Das Welfenkreuz, eines der Hauptwerke aus dem Kunstgewerbemuseum, überrascht durch Heiterkeit. Mit leuchtend schwarzen Augen schauen Maria und Johannes die Betrachter an, selbst der gekreuzigte Christus wirkt mit verspielt gestalteten Locken lebendig. Dieser Mittelteil des Kreuzes entstand im 11. Jahrhundert im Süden Italiens unter byzantinischem Einfluss. Todesgenien tragen den Sockel, der als römische Triumphsäule gestaltet ist. Das Kreuz bejubelt die Überwindung des Todes. Das lichte Mittelalter: Die christliche Kunst ist noch durchlässig. Sie zieht antike Versatzstücke heran, um sich historisch zu nobilitieren.

Für ein Reliquiar in Taschenform aus dem Schatz des Stiftes St. Dionysius zu Enger/Herford hat der Handwerksmeister antike Gemmen aus dem 1. Jh. v. Chr. verwendet. Ein Stein zeigt einen Faun, der andere ein Feueropfer. Vorsichtshalber ist die Darstellung auf den Kopf gedreht. Nun wirkt sie abstrakt. Es heißt, Karl der Große habe das vergoldete Reliquiar dem Sachsenführer Widukind geschenkt, nachdem dieser sich 785 hatte taufen lassen.
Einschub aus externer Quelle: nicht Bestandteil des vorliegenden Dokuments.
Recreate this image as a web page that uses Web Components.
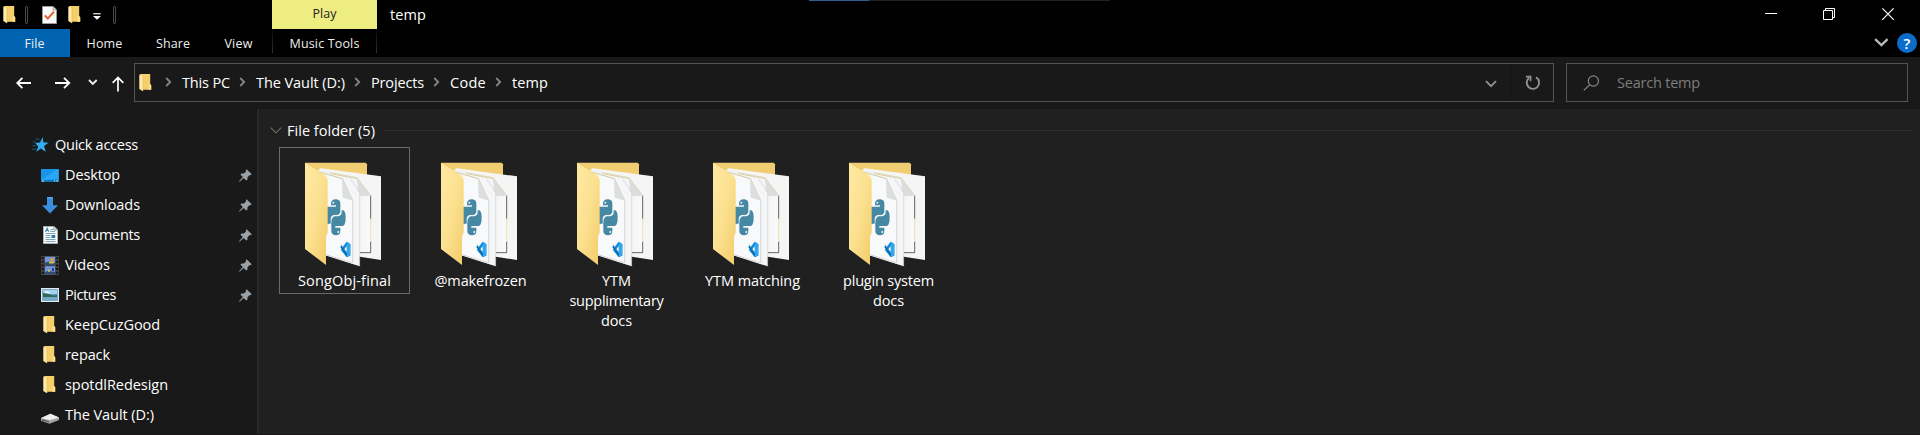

Im musealen Zusammenhang erscheinen diese Reliquienbehältnisse allerdings befremdlich, auch wenn sie höchste handwerkliche Finesse verraten und ihre Funktion ungewöhnliche künstlerische Lösungen verlangt. Das Kopfreliquiar des heiligen Oswald etwa aus dem Hildesheimer Domschatz wurde um 1185 angefertigt, um das Haupt des geköpften Märtyrers aufzubewahren. Als Gefäßdecke dient ein Baldachin. Diese ungewöhnliche Schirmform wölbt sich auch über dem Kuppelreliquiar aus dem Welfenschatz. Jetzt bietet sich die einmalige Gelegenheit, beide Objekte nebeneinander zu vergleichen.

Weil zum Kirchenschatz immer auch Handschriften gehörten, haben sich die Ausstellungsmacher Kostbarkeiten aus der Staatsbibliothek geliehen. Der Einband des Codex Wittekindeus verwendet Elfenbeinschnitzereien, die Kaiser Otto der Große für seinen Thron im Magdeburger Dom bestellt hatte. Mit großem Ernst erzählen die kleinen Tafeln von den Wundertaten Jesu. Die Sehnsucht nach Linderung spricht aus den gekrümmten Gestalten der Kranken.

Die Besucher stehen vor der Herausforderung, sich nicht vom Reichtum an Gold, Silber und Edelsteinen überwältigen zu lassen, um sich mit dem geistigen Gehalt der Werke auseinanderzusetzen. Denn in dem sichtbaren Glanz des Kirchenschatzes sollte sich unsichtbare Schönheit spiegeln. Die Kunstwerke stellen die alten Fragen: Wie hat alles angefangen? Was kommt nach dem Tod? Warum ist der Mensch in der Lage, sich selbst zu reflektieren? Irritierend an den „Schätzen des Glaubens“: Auch 1000 Jahre später gibt es keine Antworten.

Am Kupfergraben/Monbijou-Brücke, bis 30. 9. 2012, tgl. 10 - 18 Uhr, Do bis 22 Uhr.